2. Participate actively in international coordination meetings when appropriate, and use meetings to share information about your strategic objectives and the programmes and activities you support.
3. Publish and distribute regular reports about the progress of your programme and the activities you support. Distribute reports to all colleagues in the international community, not only to your headquarters and the national actors.
4.Respond to all correspondence from other donor/international partners.
5.Agree to meet all assessment and review teams sent by other international partners to the country in which you work. (You will want your international colleagues to do the same for you, some day).
6.Use the local media (in the country in which you work) to share information about your strategy and the activities you support. Both national and international actors receive local media.
7.Ask other international actors to review and to make inputs into the design of your programme; and take their views seriously; as you do with the views of national actors.

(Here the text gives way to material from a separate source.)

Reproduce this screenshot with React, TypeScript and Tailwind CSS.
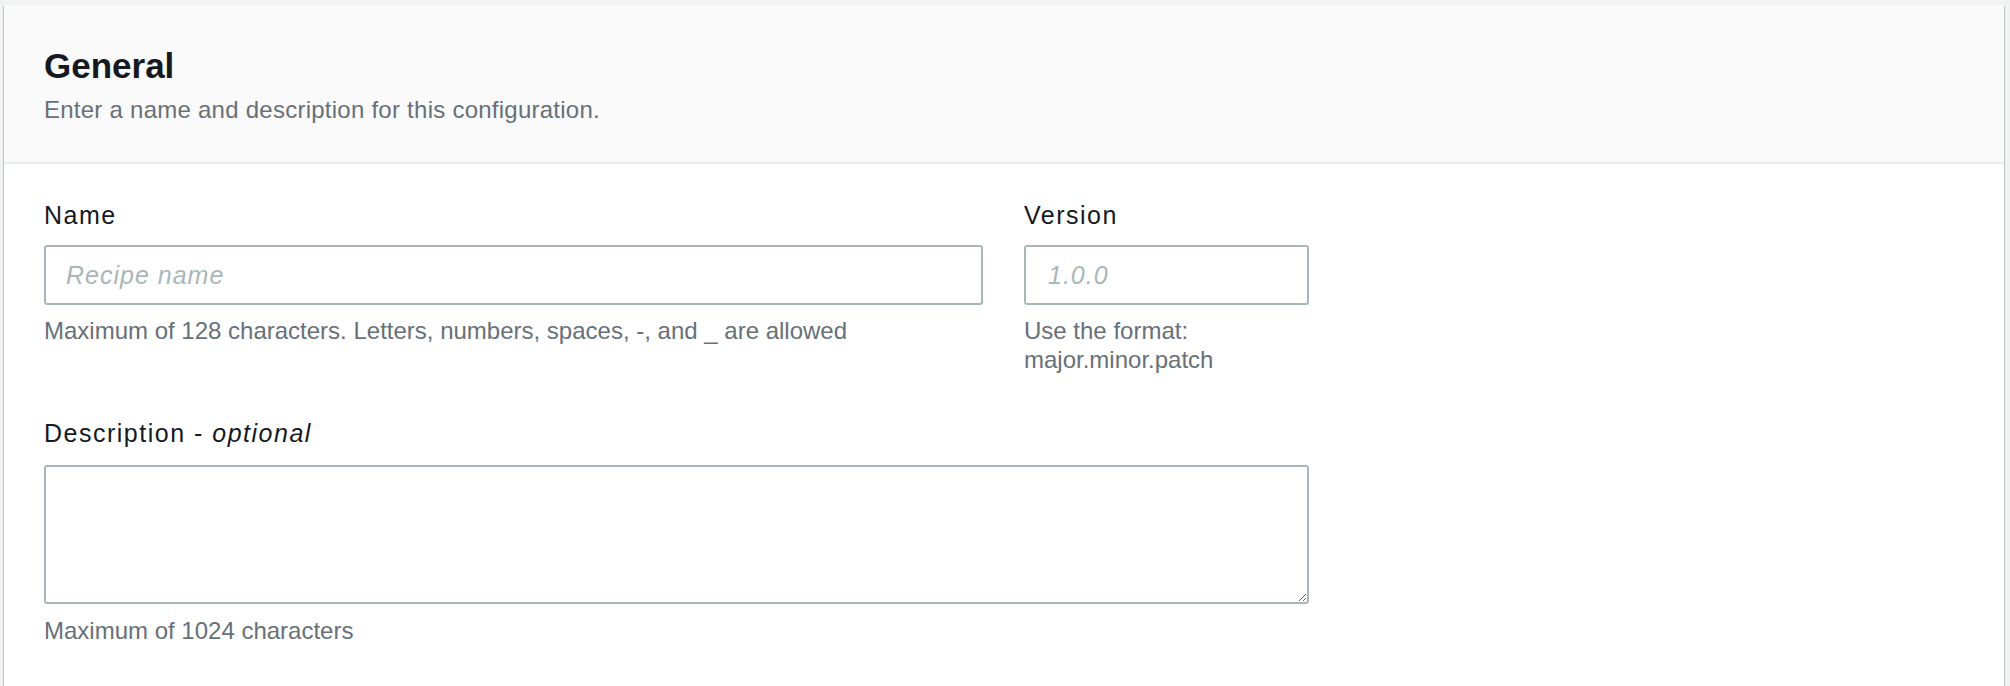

8.When identifying other international actors with whom to build relationships, remember to consider non-OECD countries, international NGO’s, International Financial Institutions, and multilateral bodies including regional organisations. Check with your local counterparts which other international actors they meet and work with.
9.Insist that all international actors engage meaningfully, regularly and openly with the national SSR actors, and set a good example by doing this yourself.
10.Support and encourage your Capital to improve their coordination with other donor capitals too, so that improved coordination does not only happen in the field. Share information generously with colleagues in your Capital.
What other suggestions could help improve donor co-ordination in the field, in practice ?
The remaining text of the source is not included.